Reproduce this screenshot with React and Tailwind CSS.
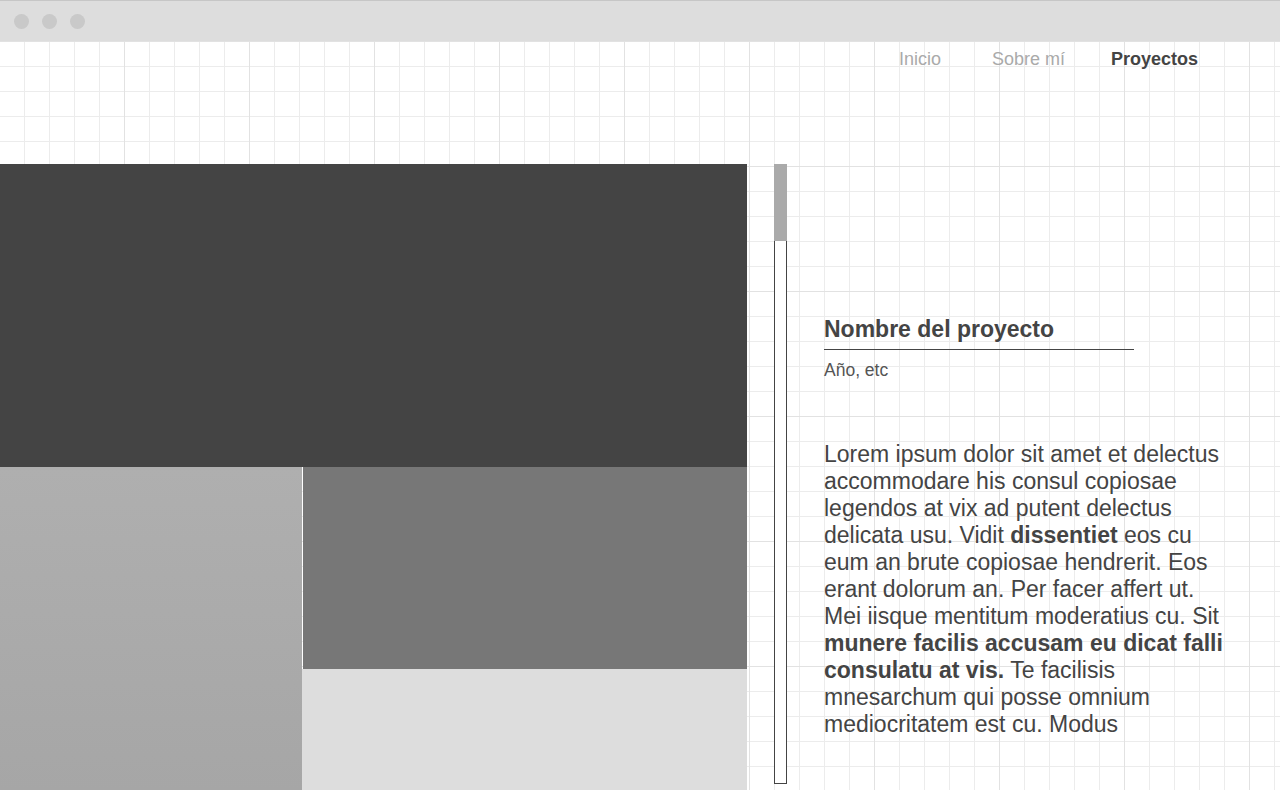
const NAV = [
  { label: 'Inicio', active: false, gap: '' },
  { label: 'Sobre mí', active: false, gap: 'ml-[51px]' },
  { label: 'Proyectos', active: true, gap: 'ml-[46px]' },
]

export default function App() {
  return (
    <div className="w-[1280px] h-[790px] overflow-hidden bg-white font-['Liberation_Sans',Arial,sans-serif]">
      {/* window chrome */}
      <div className="h-[41px] bg-[#dddddd] border-t border-[#c6c6c6] flex items-center gap-[13px] pl-[14px]">
        <span className="w-[15px] h-[15px] rounded-full bg-[#c9c9c9]" />
        <span className="w-[15px] h-[15px] rounded-full bg-[#c9c9c9]" />
        <span className="w-[15px] h-[15px] rounded-full bg-[#c9c9c9]" />
      </div>

      {/* page on grid paper */}
      <div className="h-[749px] bg-white bg-[linear-gradient(to_right,#e2e2e2_1px,transparent_1px),linear-gradient(to_bottom,#e2e2e2_1px,transparent_1px),linear-gradient(to_right,#ececec_1px,transparent_1px),linear-gradient(to_bottom,#ececec_1px,transparent_1px)] bg-[length:125px_125px,125px_125px,25px_25px,25px_25px] bg-[position:-1px_0,-1px_0,-1px_0,-1px_0]">
        <nav className="h-[123px] flex justify-end items-start pt-[6px] pr-[82px] text-[18px] leading-[24px]">
          {NAV.map(item => (
            <a
              key={item.label}
              className={`${item.gap} ${item.active ? 'font-bold text-[#444444]' : 'text-[#aaaaaa]'}`}
            >
              {item.label}
            </a>
          ))}
        </nav>

        <div className="flex h-[626px]">
          {/* image collage */}
          <div className="w-[747px] flex flex-col shrink-0">
            <div className="h-[303px] bg-[#444444]" />
            <div className="flex flex-1">
              <div className="w-[302px] bg-gradient-to-b from-[#afafaf] to-[#a6a6a6]" />
              <div className="flex-1 flex flex-col">
                <div className="h-[202px] bg-[#777777] ml-px" />
                <div className="flex-1 bg-[#dddddd]" />
              </div>
            </div>
          </div>

          {/* scrollbar */}
          <div className="ml-[27px] w-[13px] h-[620px] border border-[#444444] bg-white flex flex-col">
            <div className="h-[77px] -mx-px -mt-px bg-[#aaaaaa]" />
          </div>

          {/* project text */}
          <div className="ml-[37px] pt-[152px] w-[410px] text-[#444444]">
            <h2 className="text-[23px] font-bold leading-[26px]">Nombre del proyecto</h2>
            <div className="w-[310px] h-px bg-[#444444] mt-[7px]" />
            <p className="text-[17.5px] text-[#555555] mt-[9px] leading-[22px]">Año, etc</p>
            <p className="mt-[60px] w-[402px] text-[23px] leading-[27px] h-[297px] overflow-hidden">
              Lorem ipsum dolor sit amet et delectus accommodare his consul copiosae legendos at vix ad putent delectus delicata usu. Vidit <b>dissentiet</b> eos cu eum an brute copiosae hendrerit. Eos erant dolorum an. Per facer affert ut. Mei iisque mentitum moderatius cu. Sit <b>munere facilis accusam eu dicat falli consulatu at vis.</b> Te facilisis mnesarchum qui posse omnium mediocritatem est cu. Modus
            </p>
          </div>
        </div>
      </div>
    </div>
  )
}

######

- **Stated problem**
Your copy of the data above should match it exactly, except that pictures are left out.

- **Response to the task**
Reproduce this screenshot with React and Tailwind CSS.
const NAV = [
  { label: 'Inicio', active: false, gap: '' },
  { label: 'Sobre mí', active: false, gap: 'ml-[51px]' },
  { label: 'Proyectos', active: true, gap: 'ml-[46px]' },
]

export default function App() {
  return (
    <div className="w-[1280px] h-[790px] overflow-hidden bg-white font-['Liberation_Sans',Arial,sans-serif]">
      {/* window chrome */}
      <div className="h-[41px] bg-[#dddddd] border-t border-[#c6c6c6] flex items-center gap-[13px] pl-[14px]">
        <span className="w-[15px] h-[15px] rounded-full bg-[#c9c9c9]" />
        <span className="w-[15px] h-[15px] rounded-full bg-[#c9c9c9]" />
        <span className="w-[15px] h-[15px] rounded-full bg-[#c9c9c9]" />
      </div>

      {/* page on grid paper */}
      <div className="h-[749px] bg-white bg-[linear-gradient(to_right,#e2e2e2_1px,transparent_1px),linear-gradient(to_bottom,#e2e2e2_1px,transparent_1px),linear-gradient(to_right,#ececec_1px,transparent_1px),linear-gradient(to_bottom,#ececec_1px,transparent_1px)] bg-[length:125px_125px,125px_125px,25px_25px,25px_25px] bg-[position:-1px_0,-1px_0,-1px_0,-1px_0]">
        <nav className="h-[123px] flex justify-end items-start pt-[6px] pr-[82px] text-[18px] leading-[24px]">
          {NAV.map(item => (
            <a
              key={item.label}
              className={`${item.gap} ${item.active ? 'font-bold text-[#444444]' : 'text-[#aaaaaa]'}`}
            >
              {item.label}
            </a>
          ))}
        </nav>

        <div className="flex h-[626px]">
          {/* image collage */}
          <div className="w-[747px] flex flex-col shrink-0">
            <div className="h-[303px] bg-[#444444]" />
            <div className="flex flex-1">
              <div className="w-[302px] bg-gradient-to-b from-[#afafaf] to-[#a6a6a6]" />
              <div className="flex-1 flex flex-col">
                <div className="h-[202px] bg-[#777777] ml-px" />
                <div className="flex-1 bg-[#dddddd]" />
              </div>
            </div>
          </div>

          {/* scrollbar */}
          <div className="ml-[27px] w-[13px] h-[620px] border border-[#444444] bg-white flex flex-col">
            <div className="h-[77px] -mx-px -mt-px bg-[#aaaaaa]" />
          </div>

          {/* project text */}
          <div className="ml-[37px] pt-[152px] w-[410px] text-[#444444]">
            <h2 className="text-[23px] font-bold leading-[26px]">Nombre del proyecto</h2>
            <div className="w-[310px] h-px bg-[#444444] mt-[7px]" />
            <p className="text-[17.5px] text-[#555555] mt-[9px] leading-[22px]">Año, etc</p>
            <p className="mt-[60px] w-[402px] text-[23px] leading-[27px] h-[297px] overflow-hidden">
              Lorem ipsum dolor sit amet et delectus accommodare his consul copiosae legendos at vix ad putent delectus delicata usu. Vidit <b>dissentiet</b> eos cu eum an brute copiosae hendrerit. Eos erant dolorum an. Per facer affert ut. Mei iisque mentitum moderatius cu. Sit <b>munere facilis accusam eu dicat falli consulatu at vis.</b> Te facilisis mnesarchum qui posse omnium mediocritatem est cu. Modus
            </p>
          </div>
        </div>
      </div>
    </div>
  )
}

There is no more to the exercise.